Some colleges don’t require prospective students to submit a letter of recommendation and instead take a more academic approach to the admissions process. Among these are UAH, UAB, and Auburn.

Other schools take a more holistic look at students’ applications, putting a lot of value on recommendation letters from teachers. Furman, Rhodes College, Sewanee, Samford, and William and Mary all require letters of recommendation during their application process.

The colleges that do require letters of recommendation emphasize a broader approach to evaluating students. An admissions counselor at Rhodes College says students are not just their transcript or extracurriculars. These colleges want to know about applicants on a more personal level.

A Samford admissions counselor says that the purpose of teacher-written letters is for educators to highlight reasons that a student would thrive at a potential school based on their performance in high school. 

Several schools said that the most impactful letters come from teachers who have seen the student struggle, persevere, and improve. Contrary to what most students believe, colleges don’t want to see a perfect letter about an ideal student but rather a hard worker who can be knocked down and get back up.

Colleges say that demonstrating these skills can show how a student will manage coursework in college, along with how smoothly the transition to college will be.

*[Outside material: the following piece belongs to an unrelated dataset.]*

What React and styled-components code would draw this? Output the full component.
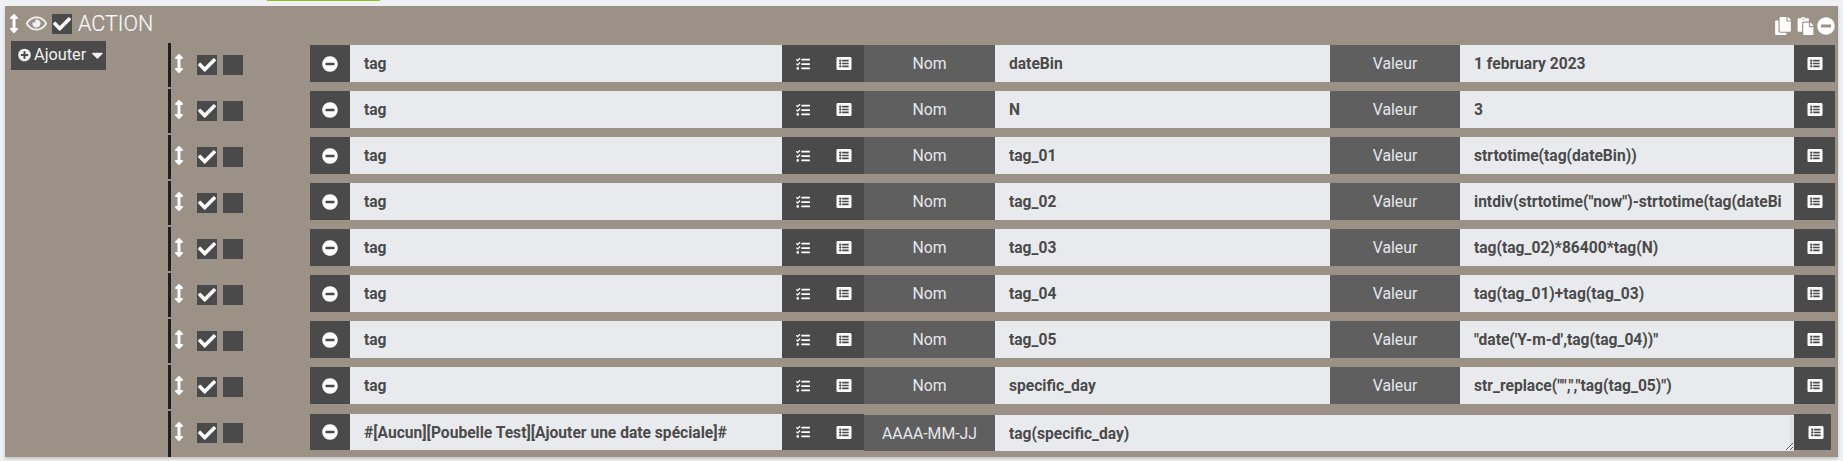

Many colleges and universities require the letter to be written by a teacher that a student had in 11th or 12th grade, which allows the school to see the most current and accurate representation of the student.

A bonus for colleges is if the writer has seen the student in a leadership position. This shows a side of the student that isn’t only academically based but also skill-sets that apply in the real world. 

Not only do colleges have preferences for recommendation letters, but teachers do as well.

Anastasia said that teachers generally require two weeks’ notice, but they each have different individual expectations. She asks students to be mindful of the fact that teachers write these letters in their free time outside the classroom. 

Additionally, Anastasia recommends that students submit a resume or other materials that may provide helpful information to teachers. She says that when students choose a teacher who knows them more personally, the letter is often more impactful and easier to write. 

So, while teachers are happy to write recommendation letters, they are ultimately a favor to students.

“I wouldn’t mind finding a little thank you treat on my desk after I write a letter,” Anastasia joked.